Problem details -
Find and copy each line of the records where the string "this" shows up.

Task inputs -
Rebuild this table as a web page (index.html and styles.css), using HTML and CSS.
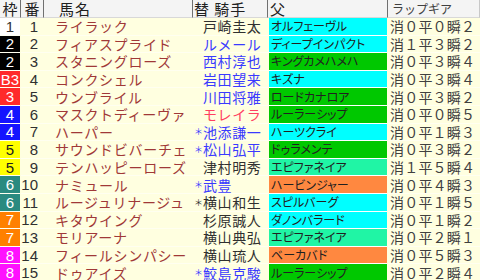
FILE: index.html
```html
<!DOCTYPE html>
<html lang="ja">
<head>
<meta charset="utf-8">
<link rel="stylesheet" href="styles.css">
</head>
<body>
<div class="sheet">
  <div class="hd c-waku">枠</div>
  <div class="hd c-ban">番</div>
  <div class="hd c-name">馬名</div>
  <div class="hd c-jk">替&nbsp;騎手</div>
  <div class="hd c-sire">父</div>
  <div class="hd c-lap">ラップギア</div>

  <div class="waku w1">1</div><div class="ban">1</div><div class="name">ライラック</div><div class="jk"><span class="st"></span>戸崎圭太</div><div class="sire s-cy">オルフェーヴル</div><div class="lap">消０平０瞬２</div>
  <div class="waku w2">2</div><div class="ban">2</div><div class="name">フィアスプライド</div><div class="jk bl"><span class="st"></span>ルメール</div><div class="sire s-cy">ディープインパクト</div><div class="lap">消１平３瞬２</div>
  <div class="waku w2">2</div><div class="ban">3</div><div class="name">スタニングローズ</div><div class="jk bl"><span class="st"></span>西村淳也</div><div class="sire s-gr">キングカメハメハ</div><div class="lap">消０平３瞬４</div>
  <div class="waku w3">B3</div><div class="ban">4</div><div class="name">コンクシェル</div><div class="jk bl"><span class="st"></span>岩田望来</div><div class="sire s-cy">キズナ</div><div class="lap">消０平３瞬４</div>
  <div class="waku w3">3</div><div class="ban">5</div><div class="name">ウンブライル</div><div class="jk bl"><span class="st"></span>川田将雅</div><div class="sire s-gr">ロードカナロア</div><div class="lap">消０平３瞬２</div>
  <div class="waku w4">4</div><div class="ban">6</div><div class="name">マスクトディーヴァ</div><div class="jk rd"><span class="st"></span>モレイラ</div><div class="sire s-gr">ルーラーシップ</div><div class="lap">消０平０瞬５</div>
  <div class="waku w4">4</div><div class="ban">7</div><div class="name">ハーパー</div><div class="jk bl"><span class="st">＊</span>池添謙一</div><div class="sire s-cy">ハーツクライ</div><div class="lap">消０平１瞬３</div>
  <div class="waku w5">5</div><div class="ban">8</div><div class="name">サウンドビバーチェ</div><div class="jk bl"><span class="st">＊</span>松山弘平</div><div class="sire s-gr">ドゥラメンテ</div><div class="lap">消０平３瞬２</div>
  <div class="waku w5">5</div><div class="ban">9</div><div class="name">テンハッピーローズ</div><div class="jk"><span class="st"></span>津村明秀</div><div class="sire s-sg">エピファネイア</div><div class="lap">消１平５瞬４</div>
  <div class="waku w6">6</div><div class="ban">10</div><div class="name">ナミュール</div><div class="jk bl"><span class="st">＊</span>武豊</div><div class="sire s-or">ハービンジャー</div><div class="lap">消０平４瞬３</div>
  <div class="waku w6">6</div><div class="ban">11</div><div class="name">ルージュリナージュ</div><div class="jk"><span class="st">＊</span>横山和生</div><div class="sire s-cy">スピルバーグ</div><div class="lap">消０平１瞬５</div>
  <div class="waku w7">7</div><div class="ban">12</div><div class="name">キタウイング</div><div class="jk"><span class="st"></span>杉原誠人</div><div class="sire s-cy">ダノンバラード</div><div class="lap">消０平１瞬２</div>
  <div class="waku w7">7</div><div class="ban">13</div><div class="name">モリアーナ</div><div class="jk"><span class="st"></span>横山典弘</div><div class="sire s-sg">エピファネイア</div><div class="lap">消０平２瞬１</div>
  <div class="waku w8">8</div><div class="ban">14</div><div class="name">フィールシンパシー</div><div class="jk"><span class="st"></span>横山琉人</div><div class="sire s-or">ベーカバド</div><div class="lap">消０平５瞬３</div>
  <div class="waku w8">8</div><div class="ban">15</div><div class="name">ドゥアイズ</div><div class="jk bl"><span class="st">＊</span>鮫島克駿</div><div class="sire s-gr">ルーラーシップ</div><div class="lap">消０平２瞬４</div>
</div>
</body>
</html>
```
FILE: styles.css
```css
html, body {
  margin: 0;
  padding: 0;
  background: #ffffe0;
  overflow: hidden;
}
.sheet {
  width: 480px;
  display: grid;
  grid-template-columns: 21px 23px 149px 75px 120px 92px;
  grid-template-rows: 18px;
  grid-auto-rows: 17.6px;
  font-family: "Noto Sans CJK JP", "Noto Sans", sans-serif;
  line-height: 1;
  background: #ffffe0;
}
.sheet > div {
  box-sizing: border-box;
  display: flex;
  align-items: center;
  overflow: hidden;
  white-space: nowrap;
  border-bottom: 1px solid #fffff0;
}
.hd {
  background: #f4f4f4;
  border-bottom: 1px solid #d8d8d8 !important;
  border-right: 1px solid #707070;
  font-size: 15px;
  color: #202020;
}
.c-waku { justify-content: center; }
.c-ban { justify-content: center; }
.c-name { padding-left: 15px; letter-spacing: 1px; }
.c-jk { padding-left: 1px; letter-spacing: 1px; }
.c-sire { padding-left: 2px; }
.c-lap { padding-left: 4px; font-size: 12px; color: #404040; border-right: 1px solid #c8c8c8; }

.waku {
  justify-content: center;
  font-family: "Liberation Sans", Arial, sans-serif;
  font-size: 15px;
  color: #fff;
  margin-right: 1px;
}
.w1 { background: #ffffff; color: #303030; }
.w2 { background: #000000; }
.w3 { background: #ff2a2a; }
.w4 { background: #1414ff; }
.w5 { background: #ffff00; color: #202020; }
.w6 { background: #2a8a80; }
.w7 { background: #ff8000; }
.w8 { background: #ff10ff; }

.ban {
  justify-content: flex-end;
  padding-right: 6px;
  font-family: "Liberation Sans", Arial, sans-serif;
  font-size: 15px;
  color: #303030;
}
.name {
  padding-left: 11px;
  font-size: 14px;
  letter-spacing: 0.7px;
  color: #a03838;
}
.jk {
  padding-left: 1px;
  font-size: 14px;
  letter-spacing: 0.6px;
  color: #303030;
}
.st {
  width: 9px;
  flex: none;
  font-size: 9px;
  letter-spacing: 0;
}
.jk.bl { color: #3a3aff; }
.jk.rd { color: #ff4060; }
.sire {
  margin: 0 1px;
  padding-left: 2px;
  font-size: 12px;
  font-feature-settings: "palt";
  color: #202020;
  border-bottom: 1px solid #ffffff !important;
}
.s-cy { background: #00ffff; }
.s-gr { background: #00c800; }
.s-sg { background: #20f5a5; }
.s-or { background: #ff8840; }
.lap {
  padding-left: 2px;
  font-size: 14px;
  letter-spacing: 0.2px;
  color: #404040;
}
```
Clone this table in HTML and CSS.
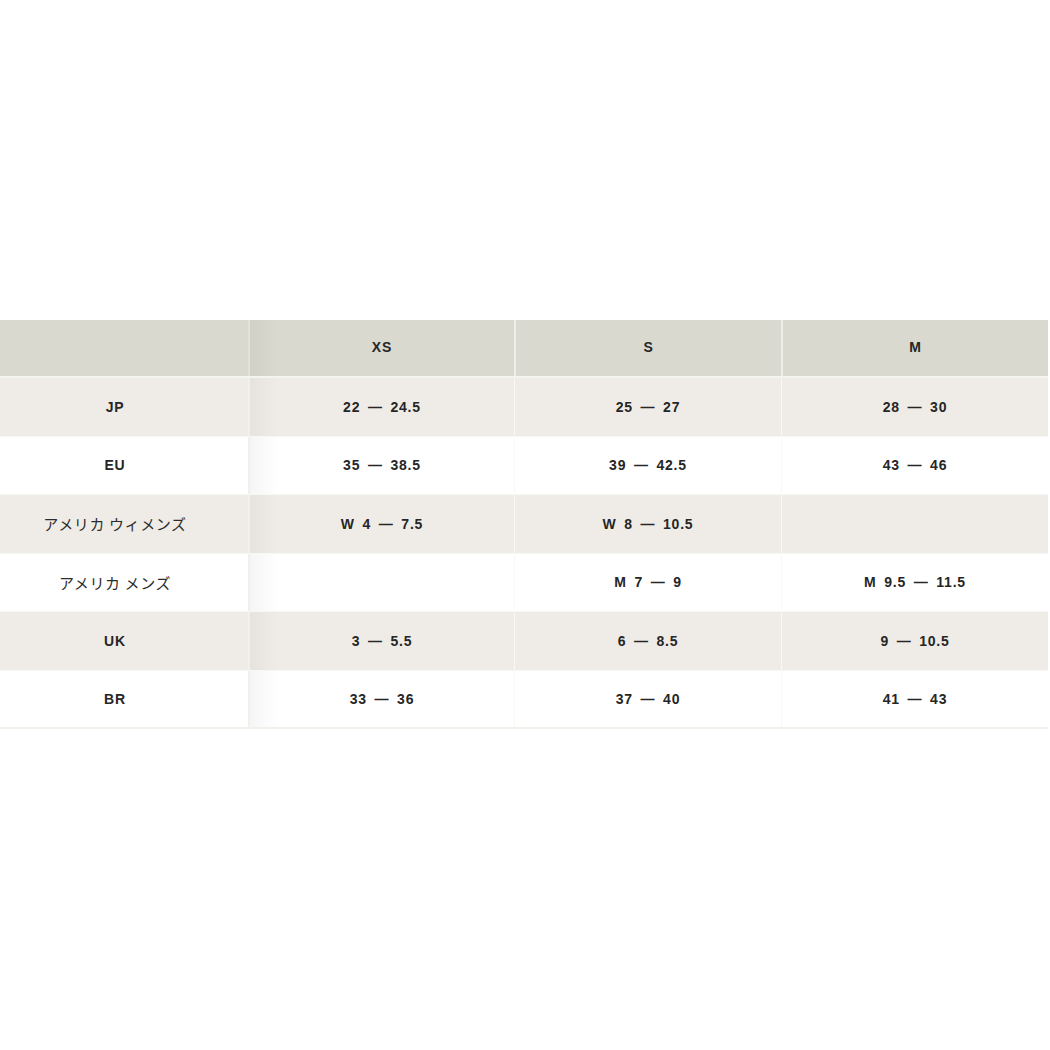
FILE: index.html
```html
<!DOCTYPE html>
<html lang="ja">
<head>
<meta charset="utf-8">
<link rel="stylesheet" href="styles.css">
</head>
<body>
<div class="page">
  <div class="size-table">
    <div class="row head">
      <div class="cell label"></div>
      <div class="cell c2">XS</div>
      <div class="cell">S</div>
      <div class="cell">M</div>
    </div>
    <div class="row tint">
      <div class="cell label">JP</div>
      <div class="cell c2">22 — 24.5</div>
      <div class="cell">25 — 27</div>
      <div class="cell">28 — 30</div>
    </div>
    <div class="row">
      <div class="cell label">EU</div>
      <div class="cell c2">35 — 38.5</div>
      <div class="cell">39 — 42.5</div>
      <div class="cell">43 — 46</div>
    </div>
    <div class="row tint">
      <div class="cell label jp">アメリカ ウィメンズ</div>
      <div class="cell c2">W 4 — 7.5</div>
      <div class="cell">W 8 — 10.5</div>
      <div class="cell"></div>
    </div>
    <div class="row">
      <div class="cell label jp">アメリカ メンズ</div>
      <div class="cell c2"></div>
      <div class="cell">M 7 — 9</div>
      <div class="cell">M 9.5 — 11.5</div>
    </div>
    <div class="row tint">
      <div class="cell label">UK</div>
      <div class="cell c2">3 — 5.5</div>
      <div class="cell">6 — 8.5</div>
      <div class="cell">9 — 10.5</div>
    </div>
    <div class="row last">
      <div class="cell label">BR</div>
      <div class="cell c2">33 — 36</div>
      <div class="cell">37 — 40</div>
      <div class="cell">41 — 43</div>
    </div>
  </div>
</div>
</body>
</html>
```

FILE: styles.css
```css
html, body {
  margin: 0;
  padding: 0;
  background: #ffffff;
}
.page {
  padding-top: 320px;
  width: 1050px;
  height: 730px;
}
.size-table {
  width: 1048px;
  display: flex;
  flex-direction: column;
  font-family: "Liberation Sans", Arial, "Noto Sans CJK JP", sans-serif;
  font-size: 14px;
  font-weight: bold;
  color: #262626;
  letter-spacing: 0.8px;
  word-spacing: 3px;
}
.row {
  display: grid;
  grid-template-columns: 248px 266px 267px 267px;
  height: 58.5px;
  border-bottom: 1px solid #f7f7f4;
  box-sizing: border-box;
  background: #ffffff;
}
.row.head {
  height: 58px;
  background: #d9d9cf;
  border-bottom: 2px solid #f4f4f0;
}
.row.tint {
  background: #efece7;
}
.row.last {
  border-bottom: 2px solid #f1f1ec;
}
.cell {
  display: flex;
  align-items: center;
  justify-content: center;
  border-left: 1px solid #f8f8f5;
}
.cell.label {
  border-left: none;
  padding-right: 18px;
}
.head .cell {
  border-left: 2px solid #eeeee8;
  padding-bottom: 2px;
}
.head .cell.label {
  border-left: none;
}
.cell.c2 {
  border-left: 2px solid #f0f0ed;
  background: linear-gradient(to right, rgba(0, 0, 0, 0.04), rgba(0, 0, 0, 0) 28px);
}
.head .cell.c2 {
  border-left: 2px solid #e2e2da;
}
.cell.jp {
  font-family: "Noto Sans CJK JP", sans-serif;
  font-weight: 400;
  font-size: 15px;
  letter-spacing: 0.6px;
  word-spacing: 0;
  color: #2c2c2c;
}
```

The response -
Rebuild this table as a web page (index.html and styles.css), using HTML and CSS.
Clone this table in HTML and CSS.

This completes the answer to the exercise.